Nice hair. You should... cut it. [Me: The 2 statements do not congeal.]

[Me on American Romantic Buddhism, the Yab-Yum and group sex in Jack Kerouac: Buddhism {is} so fun huh.] I wanna convert now.

[On soliciting responses from the audience] I realise this is a lecture and not a seminar, but life is one big seminar for me. When I go on the MRT: ask me questions! It's quite worrying. It might be a sign of psychosis.

If you look up 'taantra' on Google, what do you find?... You guys are so pure!... Try it some time, you'll be shocked.

[Me on sex in Tantric Buddhism and the Yab-Yum: Sex is sacred] Are you speaking for yourself?

[On the Yab-Yum] We're gonna come back to a later virgin... version.
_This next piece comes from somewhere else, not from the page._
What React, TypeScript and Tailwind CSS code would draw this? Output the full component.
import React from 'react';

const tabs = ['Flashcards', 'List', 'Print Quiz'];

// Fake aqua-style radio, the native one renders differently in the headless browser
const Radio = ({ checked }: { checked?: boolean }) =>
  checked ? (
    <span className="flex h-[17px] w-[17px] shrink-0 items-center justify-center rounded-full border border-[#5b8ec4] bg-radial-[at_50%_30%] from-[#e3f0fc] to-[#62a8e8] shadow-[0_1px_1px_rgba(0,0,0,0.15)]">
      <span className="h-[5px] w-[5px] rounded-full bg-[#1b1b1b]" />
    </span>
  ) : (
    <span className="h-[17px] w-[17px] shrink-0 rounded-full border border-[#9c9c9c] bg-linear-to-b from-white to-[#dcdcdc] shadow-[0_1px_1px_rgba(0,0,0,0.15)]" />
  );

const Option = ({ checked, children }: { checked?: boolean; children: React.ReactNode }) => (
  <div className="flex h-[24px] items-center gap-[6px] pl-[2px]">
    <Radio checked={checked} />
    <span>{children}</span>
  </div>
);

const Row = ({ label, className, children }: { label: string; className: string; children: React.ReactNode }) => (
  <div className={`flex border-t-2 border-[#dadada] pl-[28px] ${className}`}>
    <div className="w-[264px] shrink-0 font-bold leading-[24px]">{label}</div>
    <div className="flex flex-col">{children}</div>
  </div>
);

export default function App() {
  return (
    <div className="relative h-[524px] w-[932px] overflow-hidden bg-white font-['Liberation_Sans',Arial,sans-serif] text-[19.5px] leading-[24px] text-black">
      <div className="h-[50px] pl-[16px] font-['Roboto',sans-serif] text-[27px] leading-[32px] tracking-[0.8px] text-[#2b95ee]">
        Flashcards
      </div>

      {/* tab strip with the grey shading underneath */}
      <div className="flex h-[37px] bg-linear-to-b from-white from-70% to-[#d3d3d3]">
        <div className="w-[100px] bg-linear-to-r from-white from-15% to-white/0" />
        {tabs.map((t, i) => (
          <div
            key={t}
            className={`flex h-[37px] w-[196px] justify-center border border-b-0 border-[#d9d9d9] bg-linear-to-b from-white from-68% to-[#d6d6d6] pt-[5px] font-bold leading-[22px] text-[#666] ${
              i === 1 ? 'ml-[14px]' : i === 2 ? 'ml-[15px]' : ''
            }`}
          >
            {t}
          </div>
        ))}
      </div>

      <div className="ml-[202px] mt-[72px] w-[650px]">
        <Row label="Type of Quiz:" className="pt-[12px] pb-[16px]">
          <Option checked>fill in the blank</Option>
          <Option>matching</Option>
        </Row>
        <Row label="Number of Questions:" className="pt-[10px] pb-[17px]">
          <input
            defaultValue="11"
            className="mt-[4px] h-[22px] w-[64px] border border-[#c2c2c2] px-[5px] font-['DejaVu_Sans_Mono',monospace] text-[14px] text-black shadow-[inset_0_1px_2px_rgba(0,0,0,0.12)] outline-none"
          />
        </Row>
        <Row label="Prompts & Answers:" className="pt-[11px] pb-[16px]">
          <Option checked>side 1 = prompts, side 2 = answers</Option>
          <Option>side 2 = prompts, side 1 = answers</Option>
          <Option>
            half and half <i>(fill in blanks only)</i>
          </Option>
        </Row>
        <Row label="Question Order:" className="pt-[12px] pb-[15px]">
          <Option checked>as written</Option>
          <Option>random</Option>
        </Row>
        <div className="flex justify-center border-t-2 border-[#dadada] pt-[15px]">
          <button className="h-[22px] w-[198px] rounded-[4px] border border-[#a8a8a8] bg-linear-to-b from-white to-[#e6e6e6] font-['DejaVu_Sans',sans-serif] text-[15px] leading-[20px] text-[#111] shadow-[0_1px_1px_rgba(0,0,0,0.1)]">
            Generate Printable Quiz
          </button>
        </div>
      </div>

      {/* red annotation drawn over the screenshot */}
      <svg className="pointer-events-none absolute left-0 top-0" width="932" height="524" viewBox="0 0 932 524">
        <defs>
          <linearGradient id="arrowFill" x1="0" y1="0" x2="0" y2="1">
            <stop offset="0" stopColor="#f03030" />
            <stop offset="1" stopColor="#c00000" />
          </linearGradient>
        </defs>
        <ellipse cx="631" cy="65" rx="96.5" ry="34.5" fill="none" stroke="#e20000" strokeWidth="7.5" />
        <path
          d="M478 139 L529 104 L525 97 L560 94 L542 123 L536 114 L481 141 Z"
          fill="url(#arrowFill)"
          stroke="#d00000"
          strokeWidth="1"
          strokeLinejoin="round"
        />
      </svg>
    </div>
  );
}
Have you listened to Lori Anderson? [Other lecturer: Not recently] You're kids. You're all kids. I'm in my 40s.

I think I may have created the impression that American Buddhists are just into sex, drugs and rock and roll all the time.

I used to be invited to give Buddhist talks in Singapore and Malaysia. White guy, Buddhist - ooh, let's invite him... I invited a gay Buddhist group. They chickened out... 'Don't kill a fly because 500 times before in its previous life, it might have been your mother.' 'You might have been gay 500 times before in your previous life. Get over it.' I never got invited back.

[On a gay Yab-Yum and Eliade] Having sex is a sacred experience for them. They're experiencing nostalgia.

[On Harry Potter] I saw *** [Ed: The philosophy professor] rad this on the bus before. I was shocked. (reading)

[Girl:] I want your hair... Your hair is nicer than mine.

You should get a short-haired girlfriend. You'll be quite compatible. (You two)

[Fellow long-haired guy on people telling me to cut my hair] What's their problem? Everybody is telling me to cut my hair. It's fucking irritating.